A 25-Year Assessment of Aerosol Dynamics and Environmental Drivers in Iran’s Lakes and Wetlands

High levels of aerosols in aquatic systems are realized as indicators and agents of environmental degradation. It is imperative that the mechanisms of aerosol contamination in such sensitive habitats be understood for efficient water resource management and conservation of the ecosystem. This paper fills the gap by examining the spatiotemporal features of aerosol optical depth (AOD) over 27 wetlands and lakes in Iran for a 25-year (2000–2024) period. Monthly AOD values were combined with climatic and environmental variables, including wind speed, rain, evaporation, Palmer Drought Severity Index, enhanced vegetation index, normalized difference water index, soil salinity index, and water body coverage. Trend analysis was conducted using the Mann-Kendall test and Sen's slope estimator.
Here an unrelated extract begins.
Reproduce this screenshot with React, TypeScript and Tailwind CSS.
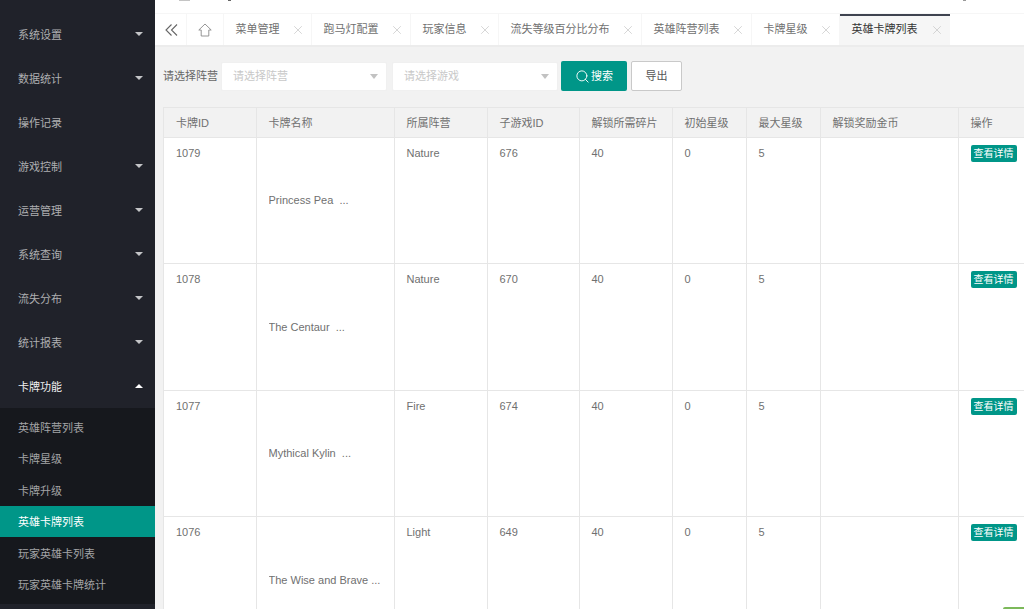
import { Search, X } from 'lucide-react'

const menus = [
  { label: '系统设置', arrow: true },
  { label: '数据统计', arrow: true },
  { label: '操作记录', arrow: false },
  { label: '游戏控制', arrow: true },
  { label: '运营管理', arrow: true },
  { label: '系统查询', arrow: true },
  { label: '流失分布', arrow: true },
  { label: '统计报表', arrow: true },
]

const subMenus = ['英雄阵营列表', '卡牌星级', '卡牌升级', '英雄卡牌列表', '玩家英雄卡列表', '玩家英雄卡牌统计']

const tabs = [
  { label: '菜单管理', width: 'w-[88px]' },
  { label: '跑马灯配置', width: 'w-[99px]' },
  { label: '玩家信息', width: 'w-[88px]' },
  { label: '流失等级百分比分布', width: 'w-[143px]' },
  { label: '英雄阵营列表', width: 'w-[110px]' },
  { label: '卡牌星级', width: 'w-[88px]' },
]

const columns = ['卡牌ID', '卡牌名称', '所属阵营', '子游戏ID', '解锁所需碎片', '初始星级', '最大星级', '解锁奖励金币', '操作']

const rows = [
  { id: 1079, name: 'Princess Pea  ...', camp: 'Nature', game: 676 },
  { id: 1078, name: 'The Centaur  ...', camp: 'Nature', game: 670 },
  { id: 1077, name: 'Mythical Kylin  ...', camp: 'Fire', game: 674 },
  { id: 1076, name: 'The Wise and Brave ...', camp: 'Light', game: 649 },
]

function Caret({ up = false }: { up?: boolean }) {
  return up ? (
    <span className="h-0 w-0 border-x-[4.5px] border-b-[4.5px] border-x-transparent border-b-white" />
  ) : (
    <span className="h-0 w-0 border-x-[4.5px] border-t-[4.5px] border-x-transparent border-t-[#c4c5c7]" />
  )
}

function Sidebar() {
  return (
    <aside className="flex h-full w-[155px] shrink-0 flex-col bg-[#20222a] pt-3">
      {menus.map((m) => (
        <div key={m.label} className="flex h-11 shrink-0 items-center justify-between pl-[18px] pr-3 text-[#aeafb1]">
          <span className="pt-[2px]">{m.label}</span>
          {m.arrow && <Caret />}
        </div>
      ))}
      <div className="flex h-11 shrink-0 items-center justify-between pl-[18px] pr-3 text-[#f0f0f0]">
        <span className="pt-[2px]">卡牌功能</span>
        <Caret up />
      </div>
      <div className="flex flex-col bg-[#16181d] pb-1 pt-[3.5px]">
        {subMenus.map((s) => (
          <div
            key={s}
            className={
              s === '英雄卡牌列表'
                ? 'flex h-[31.4px] items-center bg-[#009688] pl-[18px] pt-[2px] text-white'
                : 'flex h-[31.4px] items-center pl-[18px] pt-[2px] text-[#a3a4a6]'
            }
          >
            {s}
          </div>
        ))}
      </div>
    </aside>
  )
}

function Tab({ label, width, active = false }: { label: string; width: string; active?: boolean }) {
  return (
    <div
      className={
        active
          ? `relative flex h-full ${width} items-center justify-between border-t-2 border-[#3f4350] bg-[#f6f6f6] pb-0.5 pl-3 pr-[6px] text-[#333]`
          : `flex h-full ${width} items-center justify-between border-r border-[#f6f6f6] pl-3 pr-[6px] text-[#707070]`
      }
    >
      <span>{label}</span>
      <X size={14} strokeWidth={1.2} className="text-[#c4c4c4]" />
    </div>
  )
}

function TabBar() {
  return (
    <div className="flex h-[34px] shrink-0 border-b-2 border-[#ececec] border-t border-t-[#f6f6f6] bg-white">
      <div className="flex h-full w-[31.5px] items-center justify-center border-r border-[#f6f6f6] pl-[3px]">
        <svg width="14" height="14" viewBox="0 0 14 14" fill="none" stroke="#666" strokeWidth="1.1">
          <path d="M6.5 1.5 1 7l5.5 5.5M12 1.5 6.5 7l5.5 5.5" />
        </svg>
      </div>
      <div className="flex h-full w-[37px] items-center justify-center border-r border-[#f6f6f6]">
        <svg width="14" height="14" viewBox="0 0 14 14" fill="none" stroke="#8a8a8a" strokeWidth="0.9">
          <path d="M7 1 .8 7h2.4v6h7.6V7h2.4L7 1Z" />
        </svg>
      </div>
      {tabs.map((t) => (
        <Tab key={t.label} label={t.label} width={t.width} />
      ))}
      <Tab label="英雄卡牌列表" width="w-[110px]" active />
    </div>
  )
}

function SelectBox({ placeholder }: { placeholder: string }) {
  return (
    <div className="flex h-[29px] w-[166px] items-center justify-between rounded-[2px] border border-[#f0f0f0] bg-white pl-[11px] pr-[8px] text-[#c8c8c8]">
      <span>{placeholder}</span>
      <span className="h-0 w-0 border-x-[4.5px] border-t-[5px] border-x-transparent border-t-[#c2c2c2]" />
    </div>
  )
}

function Filters() {
  return (
    <div className="flex h-[60px] shrink-0 items-center pl-2 pb-[2px]">
      <span className="mr-[3px] w-[55px] text-[#666]">请选择阵营</span>
      <SelectBox placeholder="请选择阵营" />
      <div className="w-[5px]" />
      <SelectBox placeholder="请选择游戏" />
      <button className="ml-[3px] flex h-[30px] w-[66px] items-center justify-center gap-px rounded-[2px] bg-[#009688] text-white">
        <Search size={15} strokeWidth={1.5} />
        <span>搜索</span>
      </button>
      <button className="ml-1 h-[30px] w-[51px] rounded-[2px] border border-[#c9c9c9] bg-white text-[#555]">导出</button>
    </div>
  )
}

function CardTable() {
  return (
    <div className="ml-2 overflow-hidden">
      <table className="w-[894.5px] table-fixed border-collapse border-t border-l border-[#e6e6e6] bg-white text-left text-[#707070]">
        <colgroup>
          <col className="w-[92.5px]" />
          <col className="w-[138px]" />
          <col className="w-[93px]" />
          <col className="w-[92px]" />
          <col className="w-[93px]" />
          <col className="w-[74px]" />
          <col className="w-[74px]" />
          <col className="w-[138px]" />
          <col className="w-[100px]" />
        </colgroup>
        <thead>
          <tr className="h-[30px] bg-[#f2f2f2]">
            {columns.map((c) => (
              <th key={c} className="border border-[#e6e6e6] px-3 pt-px font-normal">
                {c}
              </th>
            ))}
          </tr>
        </thead>
        <tbody>
          {rows.map((r) => (
            <tr key={r.id} className="h-[126.4px] align-top">
              <td className="border border-[#e6e6e6] px-3 pt-[7px]">{r.id}</td>
              <td className="border border-[#e6e6e6] px-3 align-middle">
                <div className="truncate whitespace-pre">{r.name}</div>
              </td>
              <td className="border border-[#e6e6e6] px-3 pt-[7px]">{r.camp}</td>
              <td className="border border-[#e6e6e6] px-3 pt-[7px]">{r.game}</td>
              <td className="border border-[#e6e6e6] px-3 pt-[7px]">40</td>
              <td className="border border-[#e6e6e6] px-3 pt-[7px]">0</td>
              <td className="border border-[#e6e6e6] px-3 pt-[7px]">5</td>
              <td className="border border-[#e6e6e6] px-3 pt-[7px]"></td>
              <td className="border border-[#e6e6e6] pl-3 pt-[7px]">
                <span className="flex h-[17px] w-[46px] items-center justify-center rounded-[2px] bg-[#009688] text-[10px] text-white">
                  查看详情
                </span>
              </td>
            </tr>
          ))}
        </tbody>
      </table>
    </div>
  )
}

export default function App() {
  return (
    <div className="relative flex h-[609px] w-[1024px] overflow-hidden bg-white font-['Liberation_Sans','Noto_Sans_CJK_SC',sans-serif] text-[11px]">
      <Sidebar />
      <main className="flex min-w-0 flex-1 flex-col bg-[#f2f2f2]">
        <div className="h-[13px] shrink-0 bg-white" />
        <TabBar />
        <Filters />
        <CardTable />
      </main>
      <span className="absolute left-[179px] top-0 h-px w-[11px] bg-[#c4c4c4]" />
      <span className="absolute left-[228px] top-0 h-px w-[3px] bg-[#666]" />
      <span className="absolute left-[963px] top-0 h-px w-[3px] bg-[#999]" />
      <span className="absolute bottom-0 right-0 h-[2px] w-[21px] rounded-tl-[2px] bg-[#7cb95a]" />
    </div>
  )
}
The results demonstrated that aerosol concentrations increased by 51.9% over Iran's water bodies in winter, 55.6% in spring, 74.1% in summer, and 66.7% in autumn. On an annual scale, 55.6% experienced an increasing trend, with a significant increase in AODs over Parishan, Miankaleh, Sheedvar, and Gomishan wetlands, as well as Lake Urmia (Z > 1.96). The primary causes of aerosol pollution were identified through machine learning models as changes in: evaporation and rainfall in Parishan; water level and salinity in Gomishan; salinity and rainfall in Miankaleh; vegetation cover and decreased water level in Sheedvar. Based on the total Gini reduction, climatic factors contributed more significantly to air quality degradation in Parishan, Miankaleh, and Sheedvar wetlands (averaging 58%) compared to land-based drivers. Conversely, land-based factors were the primary contributors to air quality decline over Gomishan and Lake Urmia (averaging 68%). These findings are especially beneficial for comprehending the synergy between natural and anthropogenic drivers governing air quality over aquatic ecosystems.